THE TASK: Restate the listing that follows word for word, without its pictures.

* * * * * * * * *

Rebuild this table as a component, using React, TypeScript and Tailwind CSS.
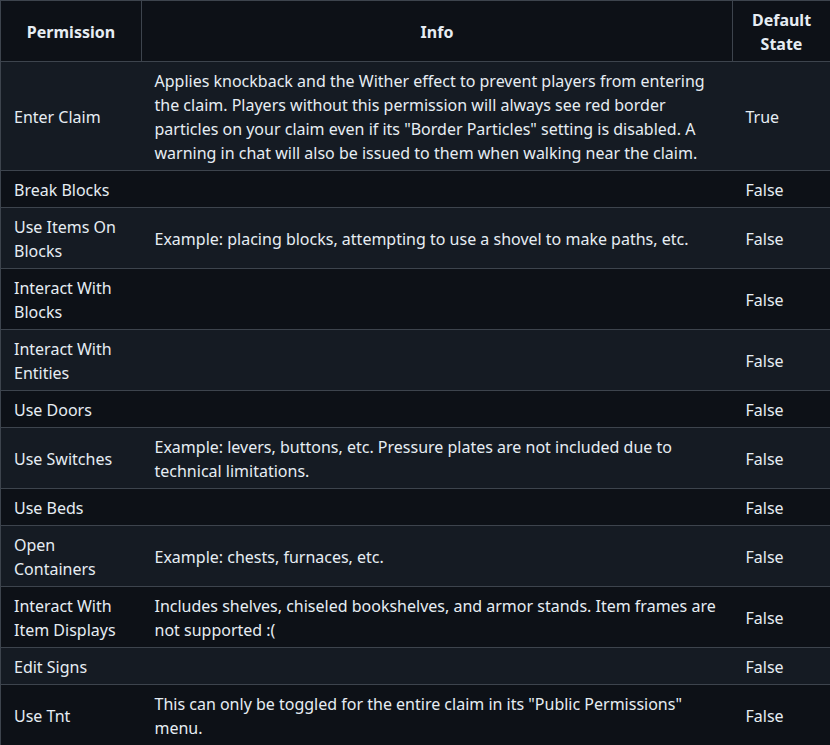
const rows: { name: string; info: string; state: string }[] = [
  {
    name: 'Enter Claim',
    info: 'Applies knockback and the Wither effect to prevent players from entering the claim. Players without this permission will always see red border particles on your claim even if its "Border Particles" setting is disabled. A warning in chat will also be issued to them when walking near the claim.',
    state: 'True',
  },
  { name: 'Break Blocks', info: '', state: 'False' },
  {
    name: 'Use Items On Blocks',
    info: 'Example: placing blocks, attempting to use a shovel to make paths, etc.',
    state: 'False',
  },
  { name: 'Interact With Blocks', info: '', state: 'False' },
  { name: 'Interact With Entities', info: '', state: 'False' },
  { name: 'Use Doors', info: '', state: 'False' },
  {
    name: 'Use Switches',
    info: 'Example: levers, buttons, etc. Pressure plates are not included due to technical limitations.',
    state: 'False',
  },
  { name: 'Use Beds', info: '', state: 'False' },
  { name: 'Open Containers', info: 'Example: chests, furnaces, etc.', state: 'False' },
  {
    name: 'Interact With Item Displays',
    info: 'Includes shelves, chiseled bookshelves, and armor stands. Item frames are not supported :(',
    state: 'False',
  },
  { name: 'Edit Signs', info: '', state: 'False' },
  {
    name: 'Use Tnt',
    info: 'This can only be toggled for the entire claim in its "Public Permissions" menu.',
    state: 'False',
  },
];

export default function App() {
  return (
    <div className="min-h-screen w-[830px] bg-[#0d1117] font-['Noto_Sans',sans-serif] text-[16px] leading-6 text-[#e6edf3]">
      <table className="w-[830px] table-fixed border-collapse">
        <colgroup>
          <col className="w-[141px]" />
          <col className="w-[591px]" />
          <col className="w-[98px]" />
        </colgroup>
        <thead>
          <tr className="bg-[#0d1117]">
            <th className="border border-[#3d444d] px-[13px] pt-[7px] pb-[5px] text-center font-bold">Permission</th>
            <th className="border border-[#3d444d] px-[13px] pt-[7px] pb-[5px] text-center font-bold">Info</th>
            <th className="border border-[#3d444d] px-[13px] pt-[7px] pb-[5px] text-center font-bold">Default State</th>
          </tr>
        </thead>
        <tbody>
          {rows.map((row, index) => (
            <tr key={row.name} className={index % 2 === 0 ? 'bg-[#151b23]' : 'bg-[#0d1117]'}>
              <td className="border-y border-l border-[#3d444d] px-[13px] pt-[7px] pb-[5px] align-middle">{row.name}</td>
              <td className="border-y border-[#3d444d] px-[13px] pt-[7px] pb-[5px] align-middle">{row.info}</td>
              <td className="border-y border-r border-[#3d444d] px-[13px] pt-[7px] pb-[5px] align-middle">{row.state}</td>
            </tr>
          ))}
        </tbody>
      </table>
    </div>
  );
}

* * * * * * * * *

OUTPUT OF THE TASK:
Rebuild this table as a component, using React, TypeScript and Tailwind CSS.
const rows: { name: string; info: string; state: string }[] = [
  {
    name: 'Enter Claim',
    info: 'Applies knockback and the Wither effect to prevent players from entering the claim. Players without this permission will always see red border particles on your claim even if its "Border Particles" setting is disabled. A warning in chat will also be issued to them when walking near the claim.',
    state: 'True',
  },
  { name: 'Break Blocks', info: '', state: 'False' },
  {
    name: 'Use Items On Blocks',
    info: 'Example: placing blocks, attempting to use a shovel to make paths, etc.',
    state: 'False',
  },
  { name: 'Interact With Blocks', info: '', state: 'False' },
  { name: 'Interact With Entities', info: '', state: 'False' },
  { name: 'Use Doors', info: '', state: 'False' },
  {
    name: 'Use Switches',
    info: 'Example: levers, buttons, etc. Pressure plates are not included due to technical limitations.',
    state: 'False',
  },
  { name: 'Use Beds', info: '', state: 'False' },
  { name: 'Open Containers', info: 'Example: chests, furnaces, etc.', state: 'False' },
  {
    name: 'Interact With Item Displays',
    info: 'Includes shelves, chiseled bookshelves, and armor stands. Item frames are not supported :(',
    state: 'False',
  },
  { name: 'Edit Signs', info: '', state: 'False' },
  {
    name: 'Use Tnt',
    info: 'This can only be toggled for the entire claim in its "Public Permissions" menu.',
    state: 'False',
  },
];

export default function App() {
  return (
    <div className="min-h-screen w-[830px] bg-[#0d1117] font-['Noto_Sans',sans-serif] text-[16px] leading-6 text-[#e6edf3]">
      <table className="w-[830px] table-fixed border-collapse">
        <colgroup>
          <col className="w-[141px]" />
          <col className="w-[591px]" />
          <col className="w-[98px]" />
        </colgroup>
        <thead>
          <tr className="bg-[#0d1117]">
            <th className="border border-[#3d444d] px-[13px] pt-[7px] pb-[5px] text-center font-bold">Permission</th>
            <th className="border border-[#3d444d] px-[13px] pt-[7px] pb-[5px] text-center font-bold">Info</th>
            <th className="border border-[#3d444d] px-[13px] pt-[7px] pb-[5px] text-center font-bold">Default State</th>
          </tr>
        </thead>
        <tbody>
          {rows.map((row, index) => (
            <tr key={row.name} className={index % 2 === 0 ? 'bg-[#151b23]' : 'bg-[#0d1117]'}>
              <td className="border-y border-l border-[#3d444d] px-[13px] pt-[7px] pb-[5px] align-middle">{row.name}</td>
              <td className="border-y border-[#3d444d] px-[13px] pt-[7px] pb-[5px] align-middle">{row.info}</td>
              <td className="border-y border-r border-[#3d444d] px-[13px] pt-[7px] pb-[5px] align-middle">{row.state}</td>
            </tr>
          ))}
        </tbody>
      </table>
    </div>
  );
}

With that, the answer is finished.